Mining giant BHP is investigating how it can use technology on the tailings dam at its Mount Keith nickel operation – and others around the country – to increase the rate of carbon dioxide absorption. 

The Mount Keith Tailings Dam, located south of Wiluna in WA’s northern Goldfields region, is five kilometres wide and currently stores about 40,000 tonnes of CO2 directly from the atmosphere each year. 

BHP describes the dam as a “massive mineral carbon sink” and says its current yearly CO2 storage is the equivalent of offsetting carbon emissions of 15,000 average-sized cars. 

But researchers have predicted Mount Keith could store far more CO2 each year if the dam’s mineral carbonation rate could be enhanced with the assistance of technology and engineering solutions. 

Mineral carbonation is a natural process where carbon dioxide reacts with mineral rocks like serpentine, permanently locking away carbon and reducing greenhouse gases in the earth’s atmosphere. 

“In the same way trees can take up CO2, the minerals in our ore can adsorb CO2 too,” Samantha Langley, BHP Nickel West’s Principal Business Planning – Climate Change, said. 

“Although mineral carbonation is a process that can take thousands of years in nature, we don’t have thousands of years to address the impacts of climate change. 

“It’s an exciting opportunity to see if we can use technology and different tailings management practices to speed up the process, and store away carbon dioxide much faster.” 

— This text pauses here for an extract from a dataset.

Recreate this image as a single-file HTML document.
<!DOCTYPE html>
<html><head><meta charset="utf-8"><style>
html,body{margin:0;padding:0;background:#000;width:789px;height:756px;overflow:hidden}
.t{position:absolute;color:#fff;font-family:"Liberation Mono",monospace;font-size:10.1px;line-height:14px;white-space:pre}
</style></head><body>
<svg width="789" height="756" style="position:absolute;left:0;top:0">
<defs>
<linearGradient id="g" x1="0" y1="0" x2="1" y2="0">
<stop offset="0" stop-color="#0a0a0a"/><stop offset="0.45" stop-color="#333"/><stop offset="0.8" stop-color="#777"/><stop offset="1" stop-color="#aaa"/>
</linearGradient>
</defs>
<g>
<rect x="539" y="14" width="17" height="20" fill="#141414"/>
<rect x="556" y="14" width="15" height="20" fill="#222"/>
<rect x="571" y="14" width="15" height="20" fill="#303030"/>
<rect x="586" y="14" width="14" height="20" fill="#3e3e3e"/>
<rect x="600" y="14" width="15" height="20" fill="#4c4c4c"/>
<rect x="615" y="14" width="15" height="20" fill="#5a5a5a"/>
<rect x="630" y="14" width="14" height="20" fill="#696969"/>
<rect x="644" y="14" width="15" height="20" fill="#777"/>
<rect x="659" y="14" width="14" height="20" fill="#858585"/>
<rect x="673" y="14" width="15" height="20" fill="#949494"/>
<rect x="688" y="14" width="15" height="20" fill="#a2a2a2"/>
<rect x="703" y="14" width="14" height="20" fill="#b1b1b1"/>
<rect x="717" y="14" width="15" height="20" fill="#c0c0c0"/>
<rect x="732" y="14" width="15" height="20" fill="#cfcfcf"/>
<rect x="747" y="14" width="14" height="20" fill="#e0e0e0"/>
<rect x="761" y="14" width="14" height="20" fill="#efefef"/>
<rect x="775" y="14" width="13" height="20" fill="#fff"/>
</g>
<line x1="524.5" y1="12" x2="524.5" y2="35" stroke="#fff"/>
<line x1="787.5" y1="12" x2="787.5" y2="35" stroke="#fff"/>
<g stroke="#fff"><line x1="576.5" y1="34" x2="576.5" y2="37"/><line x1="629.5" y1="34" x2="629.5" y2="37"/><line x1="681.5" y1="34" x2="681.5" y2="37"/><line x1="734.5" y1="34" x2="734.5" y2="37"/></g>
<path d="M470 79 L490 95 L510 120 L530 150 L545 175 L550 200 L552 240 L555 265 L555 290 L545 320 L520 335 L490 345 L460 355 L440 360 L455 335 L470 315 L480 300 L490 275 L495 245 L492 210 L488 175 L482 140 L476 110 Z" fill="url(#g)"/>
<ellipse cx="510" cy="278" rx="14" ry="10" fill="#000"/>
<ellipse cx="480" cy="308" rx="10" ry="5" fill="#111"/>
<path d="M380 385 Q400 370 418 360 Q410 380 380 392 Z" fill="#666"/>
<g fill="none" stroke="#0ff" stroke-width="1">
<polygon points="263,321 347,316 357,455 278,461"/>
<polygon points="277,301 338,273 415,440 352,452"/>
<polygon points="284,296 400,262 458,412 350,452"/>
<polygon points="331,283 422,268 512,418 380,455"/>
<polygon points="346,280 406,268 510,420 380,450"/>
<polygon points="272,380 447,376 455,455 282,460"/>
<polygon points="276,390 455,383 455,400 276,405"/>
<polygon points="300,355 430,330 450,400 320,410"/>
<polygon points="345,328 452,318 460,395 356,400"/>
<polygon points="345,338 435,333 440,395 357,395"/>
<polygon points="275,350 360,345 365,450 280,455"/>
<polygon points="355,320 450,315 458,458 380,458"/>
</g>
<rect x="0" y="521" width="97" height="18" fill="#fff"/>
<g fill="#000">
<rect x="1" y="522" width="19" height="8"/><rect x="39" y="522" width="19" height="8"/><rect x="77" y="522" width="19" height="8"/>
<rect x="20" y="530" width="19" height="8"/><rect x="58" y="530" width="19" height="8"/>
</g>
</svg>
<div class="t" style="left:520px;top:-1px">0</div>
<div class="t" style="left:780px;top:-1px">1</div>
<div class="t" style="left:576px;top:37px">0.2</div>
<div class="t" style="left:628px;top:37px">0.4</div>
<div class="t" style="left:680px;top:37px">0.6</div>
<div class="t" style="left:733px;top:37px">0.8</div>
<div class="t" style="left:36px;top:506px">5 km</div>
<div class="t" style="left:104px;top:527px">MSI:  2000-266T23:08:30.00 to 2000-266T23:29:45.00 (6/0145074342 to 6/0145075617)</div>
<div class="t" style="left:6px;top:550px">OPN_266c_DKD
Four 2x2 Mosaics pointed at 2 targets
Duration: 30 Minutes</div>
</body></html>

BHP is now working with Australian and international experts to investigate what methods might be used to increase carbonation reactions to store even more CO2 into its tailings. 

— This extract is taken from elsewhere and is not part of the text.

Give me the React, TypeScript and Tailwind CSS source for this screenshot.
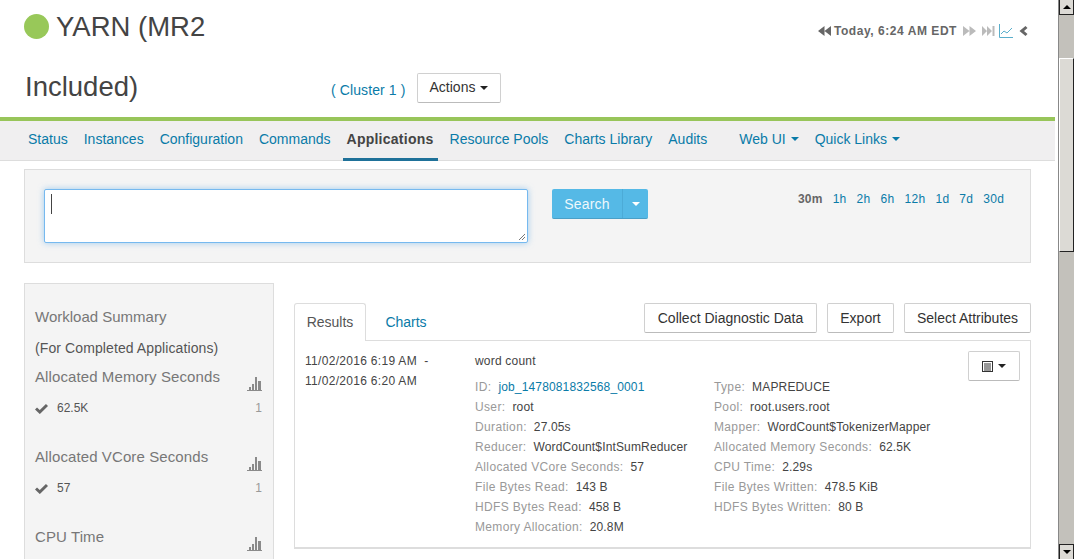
const sans = "font-['Liberation_Sans',Arial,sans-serif]";

const navLinks = ["Status", "Instances", "Configuration", "Commands"];
const navLinksAfter = ["Resource Pools", "Charts Library", "Audits"];
const timeRanges = ["1h", "2h", "6h", "12h", "1d", "7d", "30d"];

const leftRows: [string, string][] = [
  ["User:", "root"],
  ["Duration:", "27.05s"],
  ["Reducer:", "WordCount$IntSumReducer"],
  ["Allocated VCore Seconds:", "57"],
  ["File Bytes Read:", "143 B"],
  ["HDFS Bytes Read:", "458 B"],
  ["Memory Allocation:", "20.8M"],
];

const rightRows: [string, string][] = [
  ["Type:", "MAPREDUCE"],
  ["Pool:", "root.users.root"],
  ["Mapper:", "WordCount$TokenizerMapper"],
  ["Allocated Memory Seconds:", "62.5K"],
  ["CPU Time:", "2.29s"],
  ["File Bytes Written:", "478.5 KiB"],
  ["HDFS Bytes Written:", "80 B"],
];

function Caret({ className }: { className: string }) {
  return <span className={`inline-block w-0 h-0 border-x-[4px] border-x-transparent border-t-[4px] ${className}`} />;
}

function Bars() {
  return (
    <svg width="16" height="16" viewBox="0 0 16 16" fill="#8a8a8a">
      <rect x="0" y="14" width="15" height="1" />
      <rect x="2" y="11" width="2" height="3" />
      <rect x="5" y="8" width="2" height="6" />
      <rect x="8" y="1" width="2" height="13" />
      <rect x="11" y="5" width="3" height="9" />
    </svg>
  );
}

function Check() {
  return (
    <svg width="13" height="11" viewBox="0 0 13 11" fill="none" stroke="#666" strokeWidth="3">
      <path d="M1 5.5 L4.8 9 L12 2" />
    </svg>
  );
}

function SummaryGroup({ title, value, count }: { title: string; value?: string; count?: string }) {
  return (
    <div className="h-[80px]">
      <div className="flex justify-between items-start h-[30px] pr-[10px]">
        <span className="text-[15px] leading-[20px] tracking-[0.1px] text-[#777]">{title}</span>
        <span className="mt-[9px]"><Bars /></span>
      </div>
      {value && (
        <div className="flex items-center justify-between h-[20px] mt-[1px] pr-[11px] text-[12px] text-[#555]">
          <span className="flex items-center gap-[9px]">
            <Check />
            {value}
          </span>
          <span className="text-[#999]">{count}</span>
        </div>
      )}
    </div>
  );
}

function Row({ label, value, link }: { label: string; value: string; link?: boolean }) {
  return (
    <div className="h-[20px] leading-[20px] whitespace-nowrap">
      <span className="text-[#999] tracking-[0.35px]">{label}</span>
      <span className={`ml-[7px] tracking-[0.15px] ${link ? "text-[#0a7ba8]" : "text-[#444]"}`}>{value}</span>
    </div>
  );
}

function Btn({ children, className = "" }: { children: React.ReactNode; className?: string }) {
  return (
    <button className={`h-[30px] bg-white border border-[#d0d0d0] border-b-[#bbb] rounded-[2px] text-[14px] text-[#333] ${className}`}>
      {children}
    </button>
  );
}

export default function App() {
  return (
    <div className={`${sans} w-[1074px] h-[559px] overflow-hidden flex bg-white text-[#444]`}>
      <div className="w-[1055px] shrink-0">
        {/* header */}
        <div className="h-[117px] flex justify-between">
          <div className="w-[510px] pl-[24px] shrink-0">
            <div className="flex items-center h-[53px] gap-[7px]">
              <span className="w-[25px] h-[25px] rounded-full bg-[#98c859]" />
              <span className="text-[27.5px] text-[#444]">YARN (MR2</span>
            </div>
            <div className="flex items-center h-[64px]">
              <span className="text-[27.5px] text-[#444] w-[307px] pl-[1px] mt-[4px]">Included)</span>
              <span className="text-[14px] text-[#0a7ba8] w-[86px] mt-[11px] tracking-[0.1px]">( Cluster 1 )</span>
              <Btn className="w-[84px] mt-[5px] flex items-center justify-center gap-[5px]">
                Actions
                <Caret className="border-t-[#222]" />
              </Btn>
            </div>
          </div>
          <div className="flex items-center h-[20px] mt-[21px] pr-[27px]">
            <svg width="13" height="12" viewBox="0 0 13 12" fill="#666"><path d="M6.500 1v10L0 6zM13 1v10L6.500 6z" /></svg>
            <span className="ml-[3px] text-[12px] font-bold text-[#666] tracking-[0.55px]">Today, 6:24 AM EDT</span>
            <svg width="13" height="12" viewBox="0 0 13 12" fill="#bbb" className="ml-[6px]"><path d="M0 1v10l6.500-5zM6.500 1v10L13 6z" /></svg>
            <svg width="13" height="12" viewBox="0 0 13 12" fill="#bbb" className="ml-[6px]"><path d="M0 1v10l5-5zM5 1v10l5-5zM10.500 1h2v10h-2z" /></svg>
            <svg width="14" height="14" viewBox="0 0 14 14" fill="none" stroke="#5aaecb" className="ml-[4px]"><path d="M.5 0v13.500H14M2 10l3-3 3 2 5-5" /></svg>
            <svg width="9" height="12" viewBox="0 0 8 12" fill="#666" className="ml-[6px]"><path d="M6 1 L8 3 L4.500 6 L8 9 L6 11 L0 6z" /></svg>
          </div>
        </div>
        <div className="h-[4px] bg-[#98c55a]" />

        {/* nav */}
        <nav className="h-[40px] bg-[#f0eff0] border-b border-[#ddd] flex pl-[28px] text-[14px] text-[#0a7ba8]">
          {navLinks.map((l) => (
            <span key={l} className="leading-[36px] mr-[16px]">{l}</span>
          ))}
          <span className="font-bold text-[#444] leading-[36px] tracking-[0.25px] px-[4px] h-[40px] border-b-[3px] border-[#1f7199] -ml-[4px] mr-[12px]">
            Applications
          </span>
          {navLinksAfter.map((l) => (
            <span key={l} className="leading-[36px] mr-[16px]">{l}</span>
          ))}
          <span className="leading-[36px] ml-[16px] mr-[16px] flex items-center gap-[5px] h-[36px]">
            Web UI <Caret className="border-t-[#0a7ba8]" />
          </span>
          <span className="leading-[36px] flex items-center gap-[5px] h-[36px]">
            Quick Links <Caret className="border-t-[#0a7ba8]" />
          </span>
        </nav>

        {/* search */}
        <div className="ml-[24px] mt-[8px] w-[1007px] h-[94px] bg-[#f4f4f4] border border-[#ddd] flex pl-[19px] pt-[19px]">
          <div className="relative w-[484px] h-[54px] bg-white border border-[#76b9ef] rounded-[2px] shadow-[0_0_6px_rgba(102,175,233,0.6)]">
            <span className="absolute left-[6px] top-[4px] w-[1px] h-[20px] bg-[#444]" />
            <svg width="8" height="8" viewBox="0 0 8 8" stroke="#777" className="absolute right-[1px] bottom-[1px]"><path d="M1 7l6-6M4 7l3-3" /></svg>
          </div>
          <div className="ml-[24px] flex h-[30px] w-[96px] rounded-[2px] bg-[#55b9e6] border-b border-[#4a9fc7] text-white text-[14px]">
            <span className="w-[71px] text-center leading-[30px] tracking-[0.2px] border-r border-[#4caad6] opacity-90">Search</span>
            <span className="flex-1 flex items-center justify-center"><Caret className="border-t-white" /></span>
          </div>
          <div className="ml-[150px] mt-[2px] flex gap-[10px] h-[16px] text-[12px] leading-[16px] tracking-[0.3px] text-[#0a7ba8]">
            <span className="font-bold text-[#666] tracking-[0.2px]">30m</span>
            {timeRanges.map((t) => (
              <span key={t}>{t}</span>
            ))}
          </div>
        </div>

        {/* body */}
        <div className="flex ml-[24px] mt-[20px]">
          <aside className="w-[250px] h-[300px] bg-[#f4f4f4] border border-[#ddd] pl-[10px] pt-[23px] shrink-0">
            <div className="text-[15px] leading-[20px] text-[#777] h-[31px]">Workload Summary</div>
            <div className="text-[14px] leading-[20px] tracking-[0.1px] text-[#555] h-[29px]">(For Completed Applications)</div>
            <SummaryGroup title="Allocated Memory Seconds" value="62.5K" count="1" />
            <SummaryGroup title="Allocated VCore Seconds" value="57" count="1" />
            <SummaryGroup title="CPU Time" />
          </aside>

          <section className="ml-[20px] mt-[20px] w-[737px]">
            <div className="flex h-[37px] relative">
              <div className="w-[72px] h-[38px] bg-white border border-[#ddd] border-b-0 rounded-t-[3px] text-center leading-[37px] text-[14px] text-[#555] z-10">
                Results
              </div>
              <div className="w-[80px] text-center leading-[38px] text-[14px] text-[#0a7ba8]">Charts</div>
              <div className="ml-auto flex gap-[10px]">
                <Btn className="w-[173px]">Collect Diagnostic Data</Btn>
                <Btn className="w-[67px]">Export</Btn>
                <Btn className="w-[127px]">Select Attributes</Btn>
              </div>
            </div>
            <div className="relative h-[209px] border border-[#ddd] border-b-[2px] flex pl-[10px] pt-[10px] text-[12px]">
              <div className="w-[170px] leading-[20px] tracking-[0.3px] text-[#444] whitespace-nowrap">
                <div>11/02/2016 6:19 AM&nbsp; -</div>
                <div>11/02/2016 6:20 AM</div>
              </div>
              <div>
                <div className="h-[26px] leading-[20px] tracking-[0.2px] text-[#444]">word count</div>
                <div className="flex">
                  <div className="w-[239px]">
                    <Row label="ID:" value="job_1478081832568_0001" link />
                    {leftRows.map(([l, v]) => (
                      <Row key={l} label={l} value={v} />
                    ))}
                  </div>
                  <div>
                    {rightRows.map(([l, v]) => (
                      <Row key={l} label={l} value={v} />
                    ))}
                  </div>
                </div>
              </div>
              <button className="absolute right-[10px] top-[10px] w-[52px] h-[30px] bg-white border border-[#d0d0d0] border-b-[#bbb] rounded-[2px] flex items-center justify-center gap-[5px]">
                <svg width="11" height="11" viewBox="0 0 11 11" fill="none" stroke="#333">
                  <rect x=".5" y=".5" width="10" height="10" />
                  <path d="M2 3h7M2 5h7M2 7h7M2 9h7" />
                </svg>
                <Caret className="border-t-[#222]" />
              </button>
            </div>
          </section>
        </div>
      </div>

      {/* scrollbar */}
      <div className="ml-[3px] w-[16px] h-[559px] flex flex-col bg-[#c3c1bb] border-l border-[#888]">
        <div className="h-[15px] bg-[#dcdad5] border border-[#222] border-t-0 flex items-center justify-center">
          <span className="w-0 h-0 border-x-[4px] border-x-transparent border-b-[4px] border-b-black" />
        </div>
        <div className="h-[43px]" />
        <div className="h-[194px] bg-[#dcdad5] border border-t-white border-l-white border-[#222]" />
        <div className="flex-1" />
        <div className="h-[15px] bg-[#dcdad5] border border-[#222] border-b-0 flex items-center justify-center">
          <span className="w-0 h-0 border-x-[4px] border-x-transparent border-t-[4px] border-t-black" />
        </div>
      </div>
    </div>
  );
}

The nickel being mined at Mount Keith is set to be a key ingredient in the growing global battery market, with BHP currently constructing a plant at its Kwinana Nickel Refinery to produce the nickel sulphate used in lithium-ion batteries which power electric vehicles. 

Mineral carbonation acceleration has been the subject of numerous tests and trials in Australia and overseas over the past decade. 

In 2013, the University of Newcastle – in collaboration with start-up Mineral Carbonation International and explosives supplier Orica – launched a pilot plant to  investigate the possibilities of taking CO2 and permanently transforming it into mineral form. 

Four years later the plant unveiled a public display of its capabilities in transitioning CO2 to carbonates and silica by-products which could potentially be used in the building industry. 

The concept has also been put into place in Iceland, where CarbFix demonstrated that 95 per cent of 200 tonnes of CO2 injected into subsurface basalt was solidified into calcite within 2 years. 

Another field test has been conducted at Wallula in Washington state in the US. 

 An article published earlier this year in Nature noted the rising costs of CO2 emission in recent years would likely result in an increased focus on carbon storage solutions, with mineral carbonation holding appeal due to its cost competitiveness in the right conditions.